What you need to tell your daughters about money

The odds are still stacked against women. What you can do to give your daughter the best chance of beating them.

Woman Holding Her Child Walking Near Windmills

 

 

 

 

 

 

 

 

 

 

Women have come a long, long way since the women’s rights movement began in the late 19th century, and Kiwi women have come a long way since they were the first in the world to win the right to vote in 1893.

But when it comes to finances, there is no doubt there’s still a gap.

Try a few of these statistics on for size:

  • The gender pay gap in New Zealand is 12%
  • Mums get paid about 17% less than Dads
  • There is only 1 female CEO among the top 50 listed companies, she’s the first in a decade
  • Women are 2 times as likely to retire poor – and of course tend to live longer
  • 90% of women feel insecure about their finances

With all of that in mind, is it any surprise that money is the leading cause of insomnia in women?

I tell my 4-year-old daughter ‘life is going to be harder for you than for your brother, because you’re a girl. But don’t worry because you’re also just a little bit better .. so it’s all going to be OK’.

Your daughters will likely face more financial challenges than your sons will: but you can prepare them for this and you can model the behaviour they will need to succeed.

Here are a few things to think about, that I write about in more detail in my book “Pocket Money to Property: How to create financially independent kids”.

If you are the kind of woman who puts everyone and everything before yourself, often at your own expense, this can extend to how you handle money. Learn to look after and value your money, just as you must learn to look after and value yourself.

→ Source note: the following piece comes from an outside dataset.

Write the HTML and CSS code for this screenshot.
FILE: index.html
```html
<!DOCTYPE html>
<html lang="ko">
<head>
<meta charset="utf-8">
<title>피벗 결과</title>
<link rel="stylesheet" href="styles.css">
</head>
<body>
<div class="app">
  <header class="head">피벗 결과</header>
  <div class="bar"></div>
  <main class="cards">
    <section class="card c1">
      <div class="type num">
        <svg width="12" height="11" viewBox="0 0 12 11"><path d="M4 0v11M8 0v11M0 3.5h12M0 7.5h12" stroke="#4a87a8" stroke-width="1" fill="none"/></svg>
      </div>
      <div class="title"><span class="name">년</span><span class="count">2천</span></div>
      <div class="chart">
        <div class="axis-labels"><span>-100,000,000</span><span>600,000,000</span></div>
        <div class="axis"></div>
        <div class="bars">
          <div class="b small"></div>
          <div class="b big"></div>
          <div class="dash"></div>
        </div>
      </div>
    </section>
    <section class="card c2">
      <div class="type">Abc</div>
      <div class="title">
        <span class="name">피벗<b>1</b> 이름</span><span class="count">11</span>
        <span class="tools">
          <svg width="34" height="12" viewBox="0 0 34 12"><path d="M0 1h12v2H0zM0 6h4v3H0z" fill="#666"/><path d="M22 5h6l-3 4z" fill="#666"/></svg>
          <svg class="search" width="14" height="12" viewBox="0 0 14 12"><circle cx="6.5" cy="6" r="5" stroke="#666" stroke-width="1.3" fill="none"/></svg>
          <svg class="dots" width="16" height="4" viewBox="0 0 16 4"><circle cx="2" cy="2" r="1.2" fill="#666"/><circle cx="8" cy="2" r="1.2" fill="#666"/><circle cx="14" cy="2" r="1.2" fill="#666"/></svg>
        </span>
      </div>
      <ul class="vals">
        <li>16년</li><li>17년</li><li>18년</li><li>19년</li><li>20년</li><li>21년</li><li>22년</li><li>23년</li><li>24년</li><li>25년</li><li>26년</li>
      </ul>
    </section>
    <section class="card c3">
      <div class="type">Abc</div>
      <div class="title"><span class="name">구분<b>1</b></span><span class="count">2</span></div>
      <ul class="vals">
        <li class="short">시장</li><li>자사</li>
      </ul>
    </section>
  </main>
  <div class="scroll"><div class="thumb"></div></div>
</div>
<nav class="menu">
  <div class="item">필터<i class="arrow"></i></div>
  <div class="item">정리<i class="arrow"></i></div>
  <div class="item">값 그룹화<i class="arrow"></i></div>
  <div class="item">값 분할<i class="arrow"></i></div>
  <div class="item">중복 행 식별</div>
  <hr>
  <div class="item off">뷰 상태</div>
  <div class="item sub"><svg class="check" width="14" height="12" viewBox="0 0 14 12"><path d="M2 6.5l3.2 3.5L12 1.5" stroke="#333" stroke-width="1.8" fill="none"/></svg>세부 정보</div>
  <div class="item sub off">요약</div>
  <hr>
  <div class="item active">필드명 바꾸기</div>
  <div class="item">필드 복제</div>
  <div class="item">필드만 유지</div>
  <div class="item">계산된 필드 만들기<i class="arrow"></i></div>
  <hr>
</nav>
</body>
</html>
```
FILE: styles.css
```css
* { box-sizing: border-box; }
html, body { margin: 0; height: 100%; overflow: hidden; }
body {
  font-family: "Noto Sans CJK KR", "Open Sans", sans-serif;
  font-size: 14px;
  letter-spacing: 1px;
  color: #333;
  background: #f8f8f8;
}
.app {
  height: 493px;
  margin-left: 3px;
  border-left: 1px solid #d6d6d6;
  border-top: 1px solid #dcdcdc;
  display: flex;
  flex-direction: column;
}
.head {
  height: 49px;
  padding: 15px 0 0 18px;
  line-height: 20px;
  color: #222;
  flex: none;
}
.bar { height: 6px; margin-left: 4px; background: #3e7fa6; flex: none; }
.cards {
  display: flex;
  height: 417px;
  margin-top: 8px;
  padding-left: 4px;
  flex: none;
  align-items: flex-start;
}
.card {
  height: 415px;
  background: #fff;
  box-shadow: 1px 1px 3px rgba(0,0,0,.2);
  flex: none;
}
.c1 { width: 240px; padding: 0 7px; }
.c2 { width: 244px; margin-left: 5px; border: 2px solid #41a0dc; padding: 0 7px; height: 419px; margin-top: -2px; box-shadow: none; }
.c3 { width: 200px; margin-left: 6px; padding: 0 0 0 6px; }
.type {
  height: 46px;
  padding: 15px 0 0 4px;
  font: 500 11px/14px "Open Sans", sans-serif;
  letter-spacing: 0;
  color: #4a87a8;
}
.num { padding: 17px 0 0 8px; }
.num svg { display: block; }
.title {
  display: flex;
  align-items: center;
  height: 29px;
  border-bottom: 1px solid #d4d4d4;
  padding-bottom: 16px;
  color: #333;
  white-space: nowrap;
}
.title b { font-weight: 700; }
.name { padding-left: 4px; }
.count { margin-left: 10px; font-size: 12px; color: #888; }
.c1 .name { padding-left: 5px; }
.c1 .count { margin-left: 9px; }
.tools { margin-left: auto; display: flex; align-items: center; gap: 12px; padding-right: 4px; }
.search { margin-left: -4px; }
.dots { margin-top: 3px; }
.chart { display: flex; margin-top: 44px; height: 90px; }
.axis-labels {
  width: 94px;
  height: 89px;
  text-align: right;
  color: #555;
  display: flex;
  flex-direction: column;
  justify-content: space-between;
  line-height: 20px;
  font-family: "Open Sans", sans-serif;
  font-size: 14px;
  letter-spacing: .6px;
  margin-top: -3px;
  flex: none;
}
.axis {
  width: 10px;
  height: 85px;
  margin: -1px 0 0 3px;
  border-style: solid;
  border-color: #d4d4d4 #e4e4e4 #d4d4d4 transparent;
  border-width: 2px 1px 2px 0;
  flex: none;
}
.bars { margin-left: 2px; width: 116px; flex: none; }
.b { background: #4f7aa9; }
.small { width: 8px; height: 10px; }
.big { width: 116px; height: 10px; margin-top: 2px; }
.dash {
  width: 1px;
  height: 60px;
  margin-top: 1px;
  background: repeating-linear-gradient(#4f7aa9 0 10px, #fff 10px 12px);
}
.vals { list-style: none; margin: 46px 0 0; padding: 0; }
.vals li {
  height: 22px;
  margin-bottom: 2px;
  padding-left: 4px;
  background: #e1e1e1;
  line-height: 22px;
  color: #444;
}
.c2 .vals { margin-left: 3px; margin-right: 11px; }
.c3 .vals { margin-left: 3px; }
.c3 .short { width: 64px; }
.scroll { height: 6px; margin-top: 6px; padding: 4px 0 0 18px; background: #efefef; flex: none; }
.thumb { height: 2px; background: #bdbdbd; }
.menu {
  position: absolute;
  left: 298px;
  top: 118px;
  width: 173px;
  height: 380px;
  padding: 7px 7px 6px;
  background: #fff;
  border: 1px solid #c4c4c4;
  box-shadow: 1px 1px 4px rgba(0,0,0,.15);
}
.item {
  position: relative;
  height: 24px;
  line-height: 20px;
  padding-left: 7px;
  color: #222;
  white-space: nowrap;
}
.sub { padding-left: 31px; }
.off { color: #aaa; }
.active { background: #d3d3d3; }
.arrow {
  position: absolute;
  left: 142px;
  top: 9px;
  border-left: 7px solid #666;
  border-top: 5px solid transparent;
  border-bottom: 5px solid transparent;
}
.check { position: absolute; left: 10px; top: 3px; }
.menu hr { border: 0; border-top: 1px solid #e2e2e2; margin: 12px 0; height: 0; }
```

Similarly, women are often ‘givers’, which is a nice quality, but if you consistently give more than you can afford to, that’s stupid. Many of my clients say they feel guilty giving less, but too many women go through life trying to be pleasers. Re-evaluate why you give, how much you can afford to give, and make sure it’s coupled with a good dose of concern for yourself.

80% of women spend to feel in control or when they’re stressed, and then feel guilty about it afterwards. If this is you, consider whether this is teaching your kids that the only way to be happy or deal with stress is to spend money.

Studies show 23% of parents take time to discuss investing and finances with their sons, but only 13% do that with their daughters – what sort of lessons start in your home?

Learn to fight for your own worth. Negotiating a pay rise isn’t easy, but it’s something you need to learn to do if you want any chance of being paid what you’re worth.

You can’t just tell your daughters these things, you need to model that behaviour for them. So have a think about it – is your own financial house in order?